Social media is full of images of people standing in long lines to buy face masks, Reuters reports, with some vendors limiting sales as demand surges. In Shanghai, city officials warned that they would punish those who hoard masks that could help prevent the illness from spreading.
Wuhan has shut down public transportation, canceling planes and trains, as well as temporarily suspending bus, subway and ferry service to attempt to curb the spread of the epidemic, The New York Times reports. Travel restrictions and partial lockdowns are also in place in at least 15 cities, affecting almost 60 million people, according to CNN.
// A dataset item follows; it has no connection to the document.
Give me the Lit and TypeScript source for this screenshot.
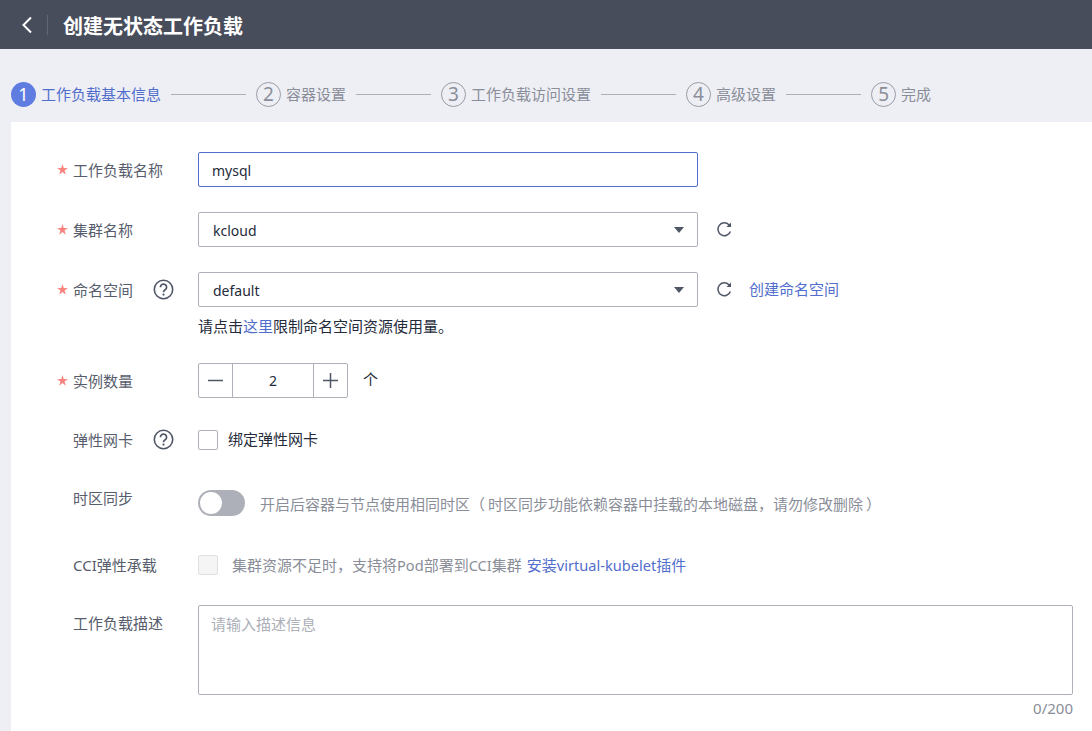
import { LitElement, html, css, svg } from "lit";
import { customElement } from "lit/decorators.js";

const refresh = svg`<svg class="refresh" width="17" height="17" viewBox="0 0 17 17" fill="none"><path d="M14.4 10.4A6.4 6.4 0 1 1 12.9 3.7L14.2 5" stroke="#4f5666" stroke-width="1.5"/><path d="M15 1.4V6H10.4Z" fill="#4f5666"/></svg>`;
const help = svg`<svg width="21" height="21" viewBox="0 0 21 21" fill="none"><circle cx="10.5" cy="10.5" r="9.2" stroke="#4f5666" stroke-width="1.6"/><path d="M7.4 8.2a3.1 3.1 0 1 1 4.8 2.6c-1.1.7-1.7 1.1-1.7 2.4" stroke="#4f5666" stroke-width="1.7"/><circle cx="10.5" cy="15.6" r="1.1" fill="#4f5666"/></svg>`;
const caret = svg`<svg width="10" height="6" viewBox="0 0 10 6"><path d="M0 0H10L5 6Z" fill="#4f5666"/></svg>`;
const star = svg`<svg width="11" height="11" viewBox="0 0 11 11"><path d="M5.5 0L6.7 4.1L11 4.2L7.5 6.6L8.9 10.8L5.5 8.1L2.1 10.8L3.5 6.6L0 4.2L4.3 4.1Z" fill="#f8837e"/></svg>`;

@customElement("app-root")
export class AppRoot extends LitElement {
  static styles = css`
    :host { display: block; width: 1092px; height: 731px; overflow: hidden; background: #eeeff5; font-family: "Noto Sans", "Noto Sans CJK SC", sans-serif; font-size: 15px; color: #252b3a; }
    a { color: #526ecc; text-decoration: none; }
    .latin { font-size: 14.6px; }
    .open { margin-right: 3px; }
    .close { margin-left: 3px; }
    .header { height: 49px; background: #484d5c; display: flex; align-items: center; padding-left: 21px; box-sizing: border-box; }
    .back { display: block; }
    .divider { width: 1px; height: 20px; background: #636775; margin: 0 15px 0 14px; }
    .title { font-size: 20px; font-weight: 700; color: #fff; line-height: 28px; margin-top: 4px; }
    .steps { height: 73px; display: flex; align-items: center; padding: 17px 0 0 11px; box-sizing: border-box; }
    .num { width: 23px; height: 23px; border: 1px solid #9a9ca6; border-radius: 50%; display: flex; align-items: center; justify-content: center; font-size: 19px; color: #8a8e99; flex: none; line-height: 1; }
    .num.on { width: 25px; height: 25px; border: 0; background: #5f7de0; color: #fff; font-size: 18px; }
    .label { margin-left: 5px; color: #8a8e99; white-space: nowrap; position: relative; top: -1px; }
    .label.on { color: #526ecc; }
    .line { width: 75px; height: 1px; background: #adb0b8; margin: 0 10px; flex: none; }
    .card { margin-left: 11px; background: #fff; height: 609px; padding-top: 30px; box-sizing: border-box; }
    .row { display: flex; align-items: center; }
    .name { width: 187px; flex: none; display: flex; align-items: center; color: #575d6c; height: 21px; }
    .star { width: 16px; padding-left: 46px; flex: none; box-sizing: content-box; display: flex; height: 11px; }
    .text { white-space: nowrap; }
    .help { margin-left: 20px; display: flex; }
    .input { width: 500px; height: 35px; box-sizing: border-box; border: 1px solid #adb0b8; border-radius: 2px; display: flex; align-items: center; justify-content: space-between; padding: 0 13px 0 14px; color: #252b3a; font-size: 14px; }
    .input span { position: relative; top: 1px; }
    .input.focus { border-color: #526ecc; padding-left: 13px; }
    .refresh { margin-left: 18px; flex: none; }
    .create { margin-left: 16px; white-space: nowrap; position: relative; top: -1px; }
    .r2 { margin-top: 25px; }
    .hint { margin: 9px 0 0 187px; height: 21px; line-height: 21px; color: #252b3a; }
    .r4 { margin-top: 26px; }
    .stepper { width: 150px; height: 35px; box-sizing: border-box; border: 1px solid #adb0b8; border-radius: 2px; display: flex; }
    .stepbtn { width: 33px; display: flex; align-items: center; justify-content: center; flex: none; }
    .stepval { flex: 1; text-align: center; line-height: 33px; font-size: 14px; border-left: 1px solid #adb0b8; border-right: 1px solid #adb0b8; }
    .unit { margin-left: 15px; position: relative; top: -2px; }
    .r5 { margin-top: 31px; }
    .check { width: 20px; height: 20px; box-sizing: border-box; border: 1px solid #adb0b8; border-radius: 2px; flex: none; background: #fff; }
    .check.off { border-color: #dfe1e6; background: #f5f5f6; }
    .checktext { margin-left: 10px; white-space: nowrap; position: relative; top: -1px; }
    .r6 { margin-top: 40px; height: 26px; }
    .r6 .name { position: relative; top: -6px; }
    .switch { width: 47px; height: 26px; border-radius: 13px; background: #adb0b8; position: relative; flex: none; }
    .knob { width: 22px; height: 22px; border-radius: 50%; background: #fff; position: absolute; left: 2px; top: 2px; }
    .muted { color: #8a8e99; white-space: nowrap; }
    .sw-text { margin-left: 15px; }
    .r7 { margin-top: 38px; height: 21px; }
    .cci-text { margin-left: 14px; }
    .install { margin-left: 5px; white-space: nowrap; }
    .desc { margin-top: 30px; display: flex; align-items: flex-start; }
    .descname { width: 187px; flex: none; padding: 8px 0 0 62px; box-sizing: border-box; color: #575d6c; line-height: 21px; }
    .area-wrap { width: 875px; flex: none; }
    .area { height: 90px; box-sizing: border-box; border: 1px solid #adb0b8; border-radius: 2px; padding: 8px 13px 8px 12px; line-height: 21px; color: #adb0b8; }
    .count { text-align: right; color: #8a8e99; margin-top: 3px; line-height: 21px; }
  `;

  private step(n: number, label: string, on = false, last = false) {
    return html`<div class="num ${on ? "on" : ""}">${n}</div><span class="label ${on ? "on" : ""}">${label}</span>${last ? "" : html`<div class="line"></div>`}`;
  }

  private name(label: string, required = true, q = false) {
    return html`<div class="name"><span class="star">${required ? star : ""}</span><span class="text">${label}</span>${q ? html`<span class="help">${help}</span>` : ""}</div>`;
  }

  render() {
    return html`
      <div class="header">
        <svg class="back" width="12" height="18" viewBox="0 0 12 18" fill="none"><path d="M10 1.5L2.5 9L10 16.5" stroke="#fff" stroke-width="2"/></svg>
        <div class="divider"></div>
        <div class="title">创建无状态工作负载</div>
      </div>
      <div class="steps">
        ${this.step(1, "工作负载基本信息", true)}
        ${this.step(2, "容器设置")}
        ${this.step(3, "工作负载访问设置")}
        ${this.step(4, "高级设置")}
        ${this.step(5, "完成", false, true)}
      </div>
      <div class="card">
        <div class="row">${this.name("工作负载名称")}<div class="input focus"><span>mysql</span></div></div>
        <div class="row r2">${this.name("集群名称")}<div class="input"><span>kcloud</span>${caret}</div>${refresh}</div>
        <div class="row r2">${this.name("命名空间", true, true)}<div class="input"><span>default</span>${caret}</div>${refresh}<a class="create">创建命名空间</a></div>
        <div class="hint">请点击<a>这里</a>限制命名空间资源使用量。</div>
        <div class="row r4">${this.name("实例数量")}
          <div class="stepper">
            <div class="stepbtn"><svg width="15" height="15" viewBox="0 0 15 15"><path d="M0 7.5H15" stroke="#4f5666" stroke-width="1.5"/></svg></div>
            <div class="stepval">2</div>
            <div class="stepbtn"><svg width="15" height="15" viewBox="0 0 15 15"><path d="M0 7.5H15M7.5 0V15" stroke="#4f5666" stroke-width="1.5"/></svg></div>
          </div>
          <span class="unit">个</span>
        </div>
        <div class="row r5">${this.name("弹性网卡", false, true)}<div class="check"></div><span class="checktext">绑定弹性网卡</span></div>
        <div class="row r6">${this.name("时区同步", false)}<div class="switch"><div class="knob"></div></div><span class="muted sw-text">开启后容器与节点使用相同时区<span class="open">（</span>时区同步功能依赖容器中挂载的本地磁盘，请勿修改删除<span class="close">）</span></span></div>
        <div class="row r7">${this.name("CCI弹性承载", false)}<div class="check off"></div><span class="muted cci-text">集群资源不足时，支持将<span class="latin">Pod</span>部署到<span class="latin">CCI</span>集群</span><a class="install">安装<span class="latin">virtual-kubelet</span>插件</a></div>
        <div class="desc"><div class="descname">工作负载描述</div>
          <div class="area-wrap"><div class="area">请输入描述信息</div><div class="count">0/200</div></div>
        </div>
      </div>
    `;
  }
}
Part of the Great Wall, Shanghai Disneyland and Beijing's Forbidden City are many other places have been closed indefinitely.
On Jan. 30, WHO declared a "public health emergency of international concern." Members had decided a week earlier that it was not yet a global health emergency. But the rising numbers of cases, evidence of some person-to-person transmission and the spread to more countries caused the group to reconvene.
"The main reason for this declaration is not because of what is happening in China, but because of what is happening in other countries," said Dr. Tedros Adhanom Ghebreyesus, director-general of the WHO, in a statement. "Our greatest concern is the potential for the virus to spread to countries with weaker health systems, and which are ill-prepared to deal with it."
Editor's note: This story has been updated with new information since it was published in January 2020.